* _WORK TO DO_: From the very first line of the data to the line containing "<limit-page></limit-page>", retype everything exactly, leaving the pictures behind.
-- START --
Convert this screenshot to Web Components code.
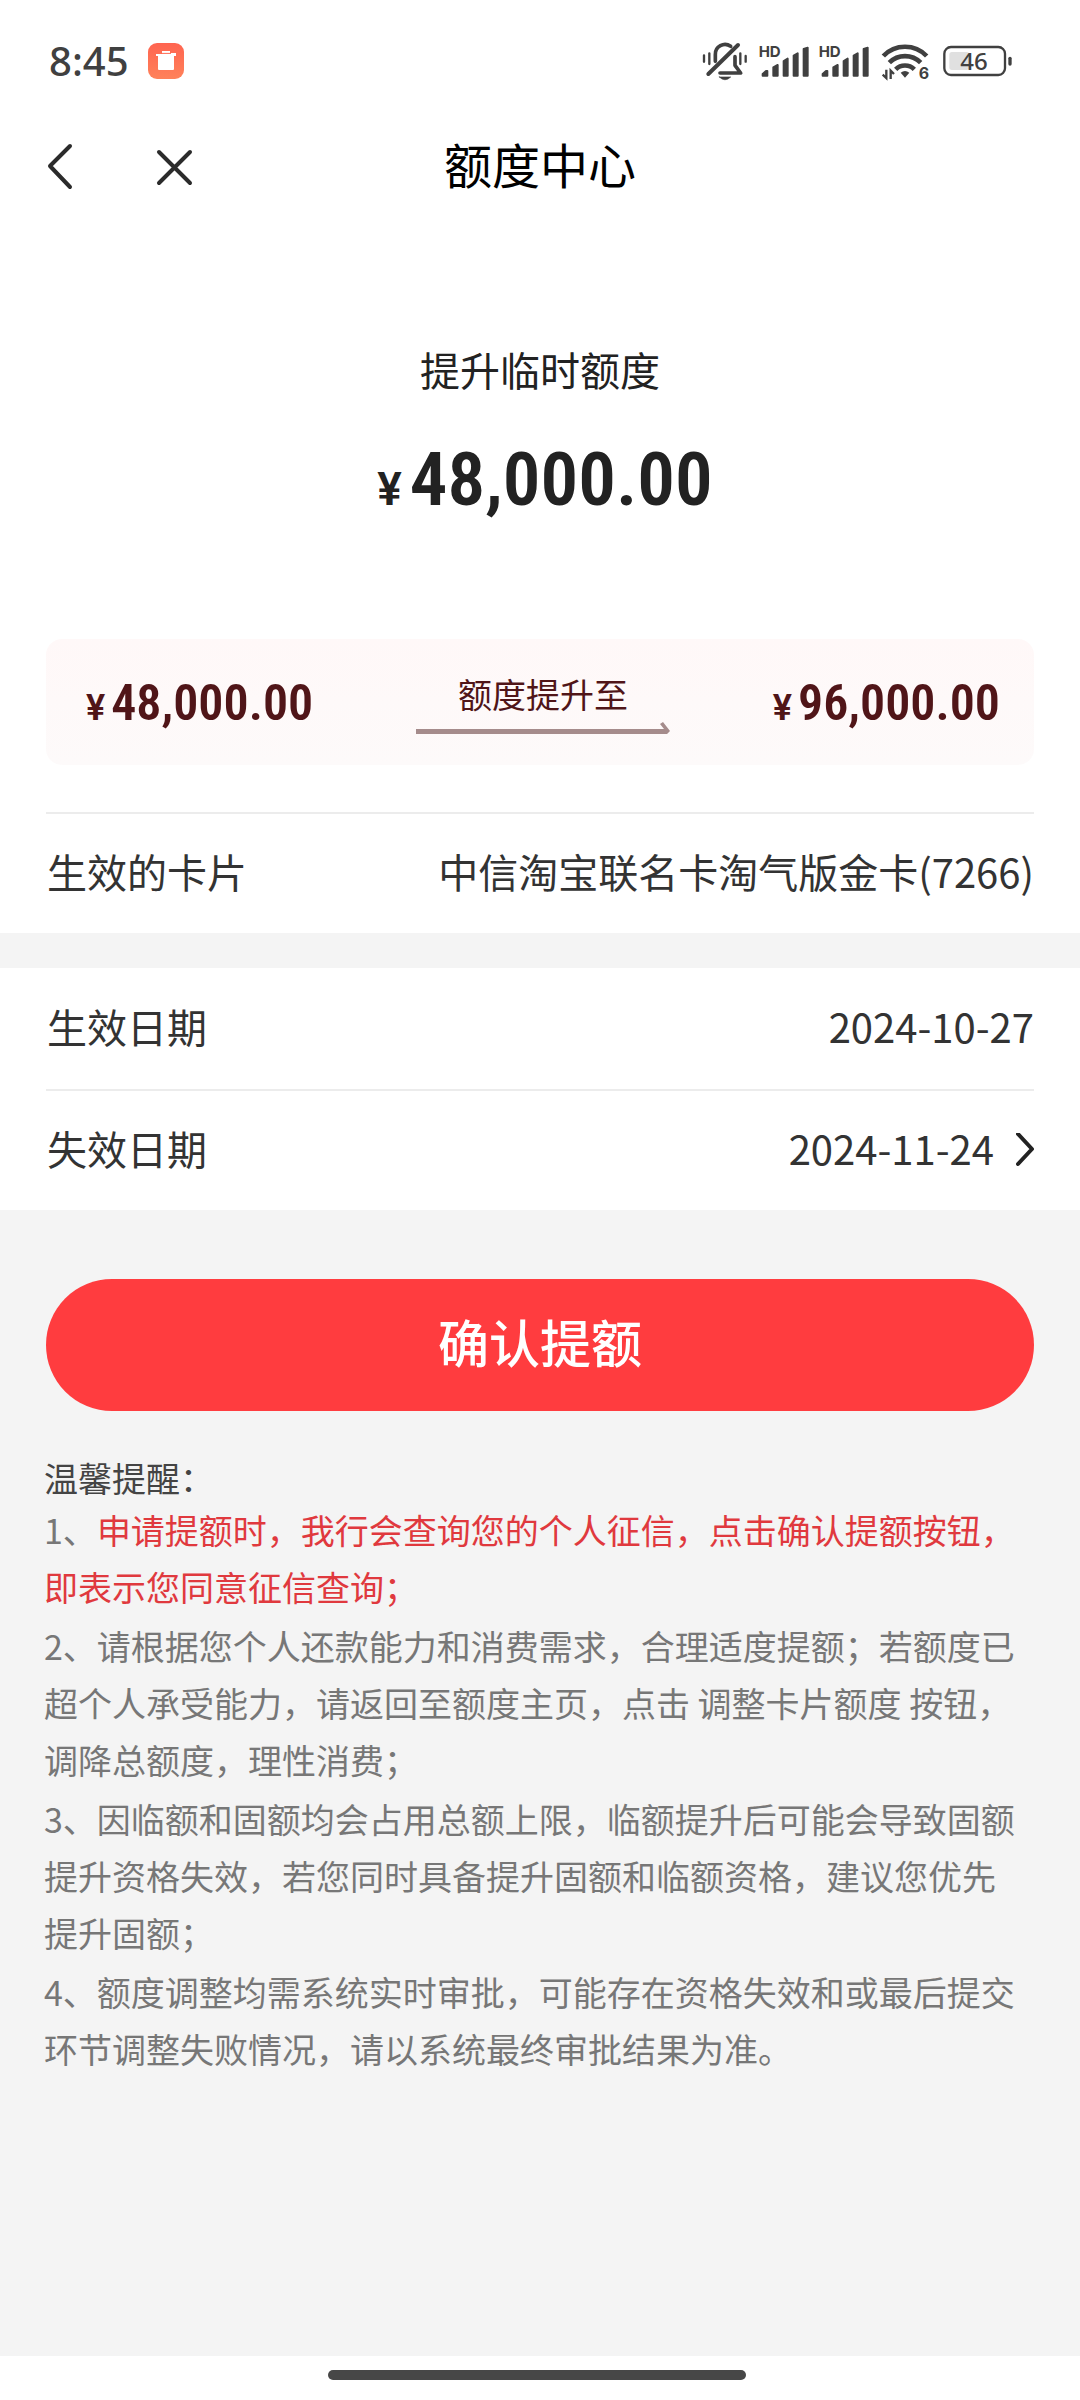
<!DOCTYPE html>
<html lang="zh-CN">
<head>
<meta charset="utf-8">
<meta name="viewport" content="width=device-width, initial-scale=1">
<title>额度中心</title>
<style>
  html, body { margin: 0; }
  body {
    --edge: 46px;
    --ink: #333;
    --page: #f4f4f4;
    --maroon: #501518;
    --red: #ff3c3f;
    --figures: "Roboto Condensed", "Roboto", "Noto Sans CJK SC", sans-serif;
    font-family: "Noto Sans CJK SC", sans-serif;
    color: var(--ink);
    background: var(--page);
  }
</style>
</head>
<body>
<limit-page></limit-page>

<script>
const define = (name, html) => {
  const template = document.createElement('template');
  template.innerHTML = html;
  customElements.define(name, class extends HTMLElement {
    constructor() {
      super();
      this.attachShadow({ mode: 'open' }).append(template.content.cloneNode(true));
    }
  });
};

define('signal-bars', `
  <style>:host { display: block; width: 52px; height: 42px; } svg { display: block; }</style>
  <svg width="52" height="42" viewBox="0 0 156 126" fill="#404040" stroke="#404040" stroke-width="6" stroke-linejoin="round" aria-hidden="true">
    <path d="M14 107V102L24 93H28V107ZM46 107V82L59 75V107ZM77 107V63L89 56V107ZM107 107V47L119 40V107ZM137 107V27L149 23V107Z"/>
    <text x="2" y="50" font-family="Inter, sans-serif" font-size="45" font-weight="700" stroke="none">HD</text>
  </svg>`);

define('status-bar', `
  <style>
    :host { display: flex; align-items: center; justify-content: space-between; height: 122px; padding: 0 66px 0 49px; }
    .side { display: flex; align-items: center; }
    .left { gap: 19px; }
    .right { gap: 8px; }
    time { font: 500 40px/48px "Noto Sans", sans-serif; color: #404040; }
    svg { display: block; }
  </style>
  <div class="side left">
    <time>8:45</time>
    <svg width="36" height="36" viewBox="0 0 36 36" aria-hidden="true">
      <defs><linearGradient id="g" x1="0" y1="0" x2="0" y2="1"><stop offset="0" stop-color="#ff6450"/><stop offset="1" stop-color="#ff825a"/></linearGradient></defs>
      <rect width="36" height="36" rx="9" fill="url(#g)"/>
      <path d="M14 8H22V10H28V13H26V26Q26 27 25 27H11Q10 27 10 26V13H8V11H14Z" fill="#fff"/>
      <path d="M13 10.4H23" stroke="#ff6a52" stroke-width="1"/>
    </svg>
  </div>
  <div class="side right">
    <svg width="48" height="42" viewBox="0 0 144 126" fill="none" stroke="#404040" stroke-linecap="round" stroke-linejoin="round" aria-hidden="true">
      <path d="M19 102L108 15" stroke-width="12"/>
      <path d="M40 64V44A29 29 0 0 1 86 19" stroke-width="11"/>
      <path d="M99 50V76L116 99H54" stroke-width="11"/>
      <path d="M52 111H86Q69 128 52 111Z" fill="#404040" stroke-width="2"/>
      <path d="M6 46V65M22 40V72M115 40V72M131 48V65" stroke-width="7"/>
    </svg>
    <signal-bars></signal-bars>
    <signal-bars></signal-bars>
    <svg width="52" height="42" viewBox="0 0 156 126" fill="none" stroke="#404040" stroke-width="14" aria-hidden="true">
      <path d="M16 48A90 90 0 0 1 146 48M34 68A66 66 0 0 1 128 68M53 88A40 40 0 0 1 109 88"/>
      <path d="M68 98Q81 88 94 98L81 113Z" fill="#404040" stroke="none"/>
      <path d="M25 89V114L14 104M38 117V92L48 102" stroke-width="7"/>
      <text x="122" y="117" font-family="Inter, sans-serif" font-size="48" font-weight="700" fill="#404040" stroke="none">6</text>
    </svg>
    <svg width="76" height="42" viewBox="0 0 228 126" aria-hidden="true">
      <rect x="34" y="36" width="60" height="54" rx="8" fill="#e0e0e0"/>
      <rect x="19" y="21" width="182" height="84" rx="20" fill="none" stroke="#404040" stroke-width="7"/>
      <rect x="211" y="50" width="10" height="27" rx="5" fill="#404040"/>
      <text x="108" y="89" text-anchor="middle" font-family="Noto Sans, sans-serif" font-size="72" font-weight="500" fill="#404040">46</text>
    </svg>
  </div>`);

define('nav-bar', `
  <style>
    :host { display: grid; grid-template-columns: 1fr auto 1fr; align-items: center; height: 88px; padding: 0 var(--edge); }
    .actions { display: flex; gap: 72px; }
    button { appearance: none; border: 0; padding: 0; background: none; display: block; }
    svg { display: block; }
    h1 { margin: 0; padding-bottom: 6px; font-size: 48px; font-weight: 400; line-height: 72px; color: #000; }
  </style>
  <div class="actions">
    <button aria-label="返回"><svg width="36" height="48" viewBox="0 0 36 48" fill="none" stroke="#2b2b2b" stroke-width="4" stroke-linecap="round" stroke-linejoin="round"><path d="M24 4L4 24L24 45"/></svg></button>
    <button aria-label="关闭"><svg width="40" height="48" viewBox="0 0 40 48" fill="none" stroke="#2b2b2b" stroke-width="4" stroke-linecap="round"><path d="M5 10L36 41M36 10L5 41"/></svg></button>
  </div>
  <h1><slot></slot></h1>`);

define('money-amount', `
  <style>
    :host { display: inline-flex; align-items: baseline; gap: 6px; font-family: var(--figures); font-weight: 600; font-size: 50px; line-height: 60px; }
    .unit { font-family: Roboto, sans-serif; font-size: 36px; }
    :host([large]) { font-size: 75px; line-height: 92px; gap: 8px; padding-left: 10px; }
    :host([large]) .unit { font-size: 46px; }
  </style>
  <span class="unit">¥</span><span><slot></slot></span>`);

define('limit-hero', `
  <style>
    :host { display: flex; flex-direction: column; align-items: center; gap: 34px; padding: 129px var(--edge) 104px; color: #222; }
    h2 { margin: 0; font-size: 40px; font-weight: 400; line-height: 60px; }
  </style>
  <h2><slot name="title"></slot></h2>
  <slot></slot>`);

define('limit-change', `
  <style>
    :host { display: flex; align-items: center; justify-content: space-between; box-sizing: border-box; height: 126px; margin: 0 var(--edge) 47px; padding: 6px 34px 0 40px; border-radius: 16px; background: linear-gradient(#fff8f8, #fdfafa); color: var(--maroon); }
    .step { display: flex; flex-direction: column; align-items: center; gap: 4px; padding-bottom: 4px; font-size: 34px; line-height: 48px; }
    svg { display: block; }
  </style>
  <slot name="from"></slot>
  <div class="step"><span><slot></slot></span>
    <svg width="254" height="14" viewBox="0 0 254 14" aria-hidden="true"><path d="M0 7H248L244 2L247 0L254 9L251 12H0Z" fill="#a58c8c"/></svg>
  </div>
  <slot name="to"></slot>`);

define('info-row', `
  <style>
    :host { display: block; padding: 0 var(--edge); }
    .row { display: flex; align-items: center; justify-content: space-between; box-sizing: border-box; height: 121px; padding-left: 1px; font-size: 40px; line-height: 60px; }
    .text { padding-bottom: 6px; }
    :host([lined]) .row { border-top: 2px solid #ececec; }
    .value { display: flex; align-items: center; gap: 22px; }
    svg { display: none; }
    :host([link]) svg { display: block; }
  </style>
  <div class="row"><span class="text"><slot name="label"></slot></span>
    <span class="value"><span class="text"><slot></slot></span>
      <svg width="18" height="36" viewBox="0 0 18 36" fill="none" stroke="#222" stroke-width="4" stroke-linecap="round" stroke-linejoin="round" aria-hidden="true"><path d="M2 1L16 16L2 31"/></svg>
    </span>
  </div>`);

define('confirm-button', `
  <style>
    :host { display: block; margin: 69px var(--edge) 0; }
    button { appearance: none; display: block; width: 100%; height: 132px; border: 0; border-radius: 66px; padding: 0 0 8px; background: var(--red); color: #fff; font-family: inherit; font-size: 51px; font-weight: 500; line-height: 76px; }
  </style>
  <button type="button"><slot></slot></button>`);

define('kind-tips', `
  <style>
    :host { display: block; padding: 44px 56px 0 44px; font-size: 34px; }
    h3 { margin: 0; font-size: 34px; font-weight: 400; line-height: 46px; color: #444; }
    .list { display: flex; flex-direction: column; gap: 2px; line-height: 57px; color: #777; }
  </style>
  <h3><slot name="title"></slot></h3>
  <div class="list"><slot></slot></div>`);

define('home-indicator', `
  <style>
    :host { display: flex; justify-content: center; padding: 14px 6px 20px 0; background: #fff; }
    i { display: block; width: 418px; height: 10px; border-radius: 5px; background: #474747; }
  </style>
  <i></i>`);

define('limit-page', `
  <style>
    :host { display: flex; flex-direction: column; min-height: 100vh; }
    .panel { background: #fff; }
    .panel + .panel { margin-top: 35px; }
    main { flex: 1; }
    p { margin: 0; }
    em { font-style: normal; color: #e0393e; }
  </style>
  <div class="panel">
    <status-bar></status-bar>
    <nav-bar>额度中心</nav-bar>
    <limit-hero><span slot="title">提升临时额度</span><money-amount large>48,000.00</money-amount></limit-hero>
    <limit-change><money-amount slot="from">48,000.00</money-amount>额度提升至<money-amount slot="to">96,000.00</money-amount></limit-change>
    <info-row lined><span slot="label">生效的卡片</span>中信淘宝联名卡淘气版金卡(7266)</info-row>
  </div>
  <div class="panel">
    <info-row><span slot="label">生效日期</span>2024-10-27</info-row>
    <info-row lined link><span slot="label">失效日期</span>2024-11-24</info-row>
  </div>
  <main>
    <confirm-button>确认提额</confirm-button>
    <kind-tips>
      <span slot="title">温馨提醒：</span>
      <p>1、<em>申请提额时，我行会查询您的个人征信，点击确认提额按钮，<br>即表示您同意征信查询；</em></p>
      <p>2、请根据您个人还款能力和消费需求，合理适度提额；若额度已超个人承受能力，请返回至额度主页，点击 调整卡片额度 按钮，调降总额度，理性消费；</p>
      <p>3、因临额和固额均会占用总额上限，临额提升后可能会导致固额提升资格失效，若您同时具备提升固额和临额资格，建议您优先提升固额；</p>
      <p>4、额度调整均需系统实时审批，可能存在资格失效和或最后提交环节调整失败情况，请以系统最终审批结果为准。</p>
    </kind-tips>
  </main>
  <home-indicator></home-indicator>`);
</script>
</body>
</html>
-- END --
* _EXERCISE OUTPUT_:
Convert this screenshot to Web Components code.
<!DOCTYPE html>
<html lang="zh-CN">
<head>
<meta charset="utf-8">
<meta name="viewport" content="width=device-width, initial-scale=1">
<title>额度中心</title>
<style>
  html, body { margin: 0; }
  body {
    --edge: 46px;
    --ink: #333;
    --page: #f4f4f4;
    --maroon: #501518;
    --red: #ff3c3f;
    --figures: "Roboto Condensed", "Roboto", "Noto Sans CJK SC", sans-serif;
    font-family: "Noto Sans CJK SC", sans-serif;
    color: var(--ink);
    background: var(--page);
  }
</style>
</head>
<body>
<limit-page></limit-page>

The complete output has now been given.